Operational updates: LNG Canada tone shift, U.S. well servicing exit, and rig upgrades
Asked about potential drilling impacts tied to LNG Canada approaching capacity, Halyk said the “tone has shifted in a positive way” in recent weeks. He said the most immediate opportunity appeared to be in Well Servicing, where the company is seeing chances to put equipment to work to capitalize on strong spot prices, while acknowledging that breakup season makes near-term drilling activity harder to gauge.

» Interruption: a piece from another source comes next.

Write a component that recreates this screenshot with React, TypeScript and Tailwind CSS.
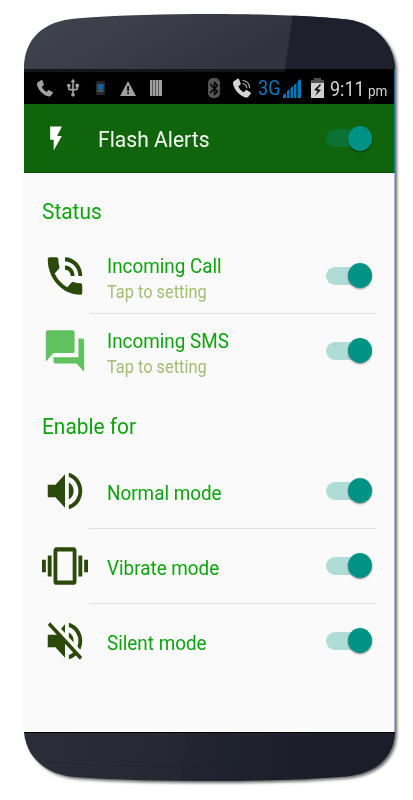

Halyk also discussed the company’s decision to exit the U.S. Well Servicing business, describing it as consistent with Total’s capital discipline and full-cycle return framework. He said the company sold 12 U.S. service rigs in February and has a deal to sell the associated real estate expected to close before the end of the second quarter. Halyk said management expects to record a meaningful gain on sale given low carrying values, and emphasized the decision was as much about freeing up management time and capital for higher-return opportunities as it was about market conditions.
On the drilling side, Halyk referenced the company’s upgraded AC triple rig in Canada, saying operational performance has been “exceptional” and that customer demand supported proceeding with another upgrade project—approved by the board—converting an idle mechanical double into an AC triple on a speculative basis. In Australia, he said the company is upgrading an operating rig through a major hook-load and related upgrade that will require about two months out of service when the new centerpiece is installed, expected midyear depending on the customer’s drilling program timing. Halyk characterized weather-related impacts in Australia’s first quarter as normal seasonal conditions.
About Total Energy Services (TSE:TOT)
Total Energy Services Inc is an energy services company. The operating segments of the company are Contract Drilling Services, Rentals & Transportation Services, Compression & Process Service, Well servicing, and Corporate. The company’s operations are conducted in Canada, the United States of America, and Australia.